Written problem:
Write out, word for word, every line from the first one through the line that holds "const rowCount = 15;", and nothing else; skip the pictures.

═══ Raw data

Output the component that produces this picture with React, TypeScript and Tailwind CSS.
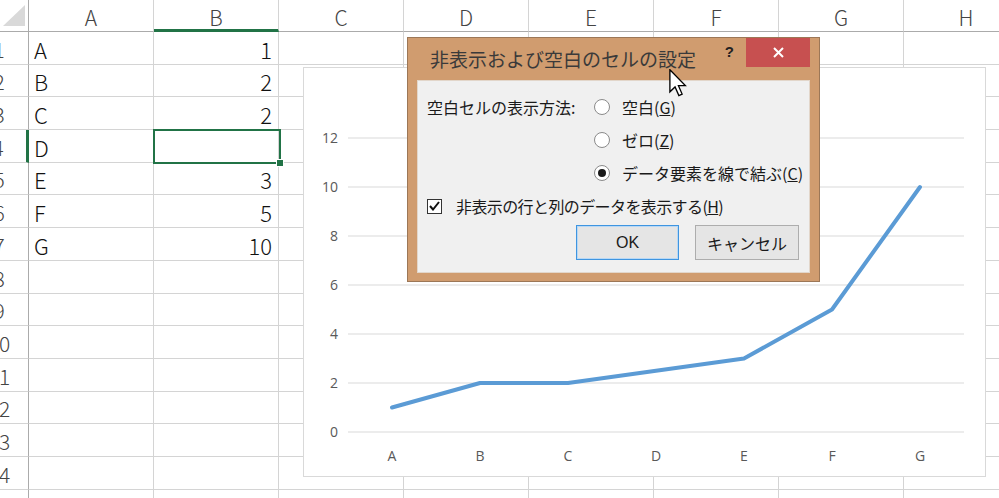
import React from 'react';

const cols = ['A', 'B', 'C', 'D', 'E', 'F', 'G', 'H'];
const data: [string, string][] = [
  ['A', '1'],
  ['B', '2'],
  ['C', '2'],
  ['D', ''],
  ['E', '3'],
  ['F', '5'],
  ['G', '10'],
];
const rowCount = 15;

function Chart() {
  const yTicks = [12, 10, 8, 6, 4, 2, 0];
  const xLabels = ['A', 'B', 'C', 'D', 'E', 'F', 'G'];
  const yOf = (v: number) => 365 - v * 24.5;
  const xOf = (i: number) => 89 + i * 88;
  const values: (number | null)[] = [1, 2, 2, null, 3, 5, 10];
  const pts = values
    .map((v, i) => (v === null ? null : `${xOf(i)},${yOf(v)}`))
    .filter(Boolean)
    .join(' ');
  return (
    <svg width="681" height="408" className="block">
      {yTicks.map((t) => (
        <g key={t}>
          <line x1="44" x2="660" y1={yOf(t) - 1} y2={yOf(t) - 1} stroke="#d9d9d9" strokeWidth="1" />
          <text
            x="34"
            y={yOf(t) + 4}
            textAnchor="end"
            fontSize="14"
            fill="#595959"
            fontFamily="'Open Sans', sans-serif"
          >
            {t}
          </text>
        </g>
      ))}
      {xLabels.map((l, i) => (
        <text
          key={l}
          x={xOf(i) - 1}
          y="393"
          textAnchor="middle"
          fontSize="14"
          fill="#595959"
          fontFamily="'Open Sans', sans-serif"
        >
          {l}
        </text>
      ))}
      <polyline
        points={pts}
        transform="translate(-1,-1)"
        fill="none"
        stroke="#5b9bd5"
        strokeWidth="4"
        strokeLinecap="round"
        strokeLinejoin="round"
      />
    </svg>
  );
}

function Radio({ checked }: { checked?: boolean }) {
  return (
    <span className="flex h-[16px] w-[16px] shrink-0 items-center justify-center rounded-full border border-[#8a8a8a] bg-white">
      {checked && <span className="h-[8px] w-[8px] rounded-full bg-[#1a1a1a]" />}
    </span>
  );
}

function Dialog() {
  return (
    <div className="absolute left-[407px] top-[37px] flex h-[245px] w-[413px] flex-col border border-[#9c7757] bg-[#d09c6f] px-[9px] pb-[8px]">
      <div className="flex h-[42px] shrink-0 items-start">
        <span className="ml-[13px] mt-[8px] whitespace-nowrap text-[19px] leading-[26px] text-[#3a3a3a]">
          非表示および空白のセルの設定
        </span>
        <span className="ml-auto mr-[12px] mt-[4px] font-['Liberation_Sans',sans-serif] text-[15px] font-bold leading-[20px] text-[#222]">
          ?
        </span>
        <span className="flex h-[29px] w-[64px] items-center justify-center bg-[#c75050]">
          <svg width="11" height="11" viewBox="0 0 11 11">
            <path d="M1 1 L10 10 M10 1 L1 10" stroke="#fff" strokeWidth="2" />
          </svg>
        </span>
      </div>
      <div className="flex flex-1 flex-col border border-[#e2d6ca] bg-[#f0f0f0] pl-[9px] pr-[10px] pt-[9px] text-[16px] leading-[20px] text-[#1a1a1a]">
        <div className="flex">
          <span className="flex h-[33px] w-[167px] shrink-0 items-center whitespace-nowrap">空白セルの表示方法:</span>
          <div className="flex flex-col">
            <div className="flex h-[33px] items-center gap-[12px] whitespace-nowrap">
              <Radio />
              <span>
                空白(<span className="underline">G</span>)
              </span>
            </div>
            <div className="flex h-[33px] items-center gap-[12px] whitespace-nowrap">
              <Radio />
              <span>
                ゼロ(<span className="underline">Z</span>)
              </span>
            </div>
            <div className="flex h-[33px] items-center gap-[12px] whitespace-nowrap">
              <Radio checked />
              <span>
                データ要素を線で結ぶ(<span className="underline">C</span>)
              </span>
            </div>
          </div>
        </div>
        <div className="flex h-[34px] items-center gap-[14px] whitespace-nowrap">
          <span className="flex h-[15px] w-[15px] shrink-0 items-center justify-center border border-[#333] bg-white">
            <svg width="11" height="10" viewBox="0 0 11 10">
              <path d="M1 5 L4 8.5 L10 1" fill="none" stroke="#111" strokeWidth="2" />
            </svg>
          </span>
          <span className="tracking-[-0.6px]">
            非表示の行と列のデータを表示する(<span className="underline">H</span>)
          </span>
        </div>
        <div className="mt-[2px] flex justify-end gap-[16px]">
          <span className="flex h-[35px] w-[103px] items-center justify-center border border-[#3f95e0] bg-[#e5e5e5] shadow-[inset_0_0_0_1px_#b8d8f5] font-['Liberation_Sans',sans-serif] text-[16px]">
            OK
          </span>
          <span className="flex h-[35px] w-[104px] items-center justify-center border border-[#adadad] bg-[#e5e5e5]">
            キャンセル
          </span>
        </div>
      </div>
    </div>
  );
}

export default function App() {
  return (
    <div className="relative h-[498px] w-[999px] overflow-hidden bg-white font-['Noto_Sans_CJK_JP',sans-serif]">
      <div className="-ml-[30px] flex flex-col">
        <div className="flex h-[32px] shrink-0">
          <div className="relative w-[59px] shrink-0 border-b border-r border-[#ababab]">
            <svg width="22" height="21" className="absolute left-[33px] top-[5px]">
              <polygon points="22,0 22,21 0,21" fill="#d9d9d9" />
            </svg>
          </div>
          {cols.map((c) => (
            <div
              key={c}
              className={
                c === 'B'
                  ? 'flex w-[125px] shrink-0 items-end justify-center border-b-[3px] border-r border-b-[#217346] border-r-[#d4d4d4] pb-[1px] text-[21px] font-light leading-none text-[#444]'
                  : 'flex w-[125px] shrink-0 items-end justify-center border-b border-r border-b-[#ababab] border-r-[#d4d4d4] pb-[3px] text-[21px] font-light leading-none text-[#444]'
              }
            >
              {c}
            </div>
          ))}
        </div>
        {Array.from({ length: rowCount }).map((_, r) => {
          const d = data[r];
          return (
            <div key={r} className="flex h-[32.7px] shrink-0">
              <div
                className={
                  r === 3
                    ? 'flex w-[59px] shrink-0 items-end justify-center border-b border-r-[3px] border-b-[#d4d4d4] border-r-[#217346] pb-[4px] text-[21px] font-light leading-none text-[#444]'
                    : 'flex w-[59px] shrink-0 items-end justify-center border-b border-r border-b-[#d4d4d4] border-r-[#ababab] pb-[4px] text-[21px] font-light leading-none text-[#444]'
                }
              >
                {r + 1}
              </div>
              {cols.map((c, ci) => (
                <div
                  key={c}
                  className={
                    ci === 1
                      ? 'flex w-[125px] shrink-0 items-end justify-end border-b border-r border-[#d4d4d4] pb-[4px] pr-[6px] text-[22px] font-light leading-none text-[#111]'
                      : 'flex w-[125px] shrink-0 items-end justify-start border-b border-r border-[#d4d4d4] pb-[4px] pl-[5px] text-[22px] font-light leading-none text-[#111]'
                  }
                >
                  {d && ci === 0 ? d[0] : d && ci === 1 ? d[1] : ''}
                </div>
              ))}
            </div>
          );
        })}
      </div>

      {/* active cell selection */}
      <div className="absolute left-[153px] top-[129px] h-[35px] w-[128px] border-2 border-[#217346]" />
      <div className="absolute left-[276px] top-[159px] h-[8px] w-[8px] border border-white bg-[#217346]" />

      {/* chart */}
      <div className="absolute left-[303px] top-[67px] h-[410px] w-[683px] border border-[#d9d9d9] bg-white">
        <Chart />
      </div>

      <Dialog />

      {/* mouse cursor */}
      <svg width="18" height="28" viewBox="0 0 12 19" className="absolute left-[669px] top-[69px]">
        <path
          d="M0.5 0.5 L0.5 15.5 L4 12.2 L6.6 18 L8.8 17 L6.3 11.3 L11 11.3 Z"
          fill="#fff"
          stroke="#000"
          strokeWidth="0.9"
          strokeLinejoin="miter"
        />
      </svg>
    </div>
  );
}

══════

The solution:
Output the component that produces this picture with React, TypeScript and Tailwind CSS.
import React from 'react';

const cols = ['A', 'B', 'C', 'D', 'E', 'F', 'G', 'H'];
const data: [string, string][] = [
  ['A', '1'],
  ['B', '2'],
  ['C', '2'],
  ['D', ''],
  ['E', '3'],
  ['F', '5'],
  ['G', '10'],
];
const rowCount = 15;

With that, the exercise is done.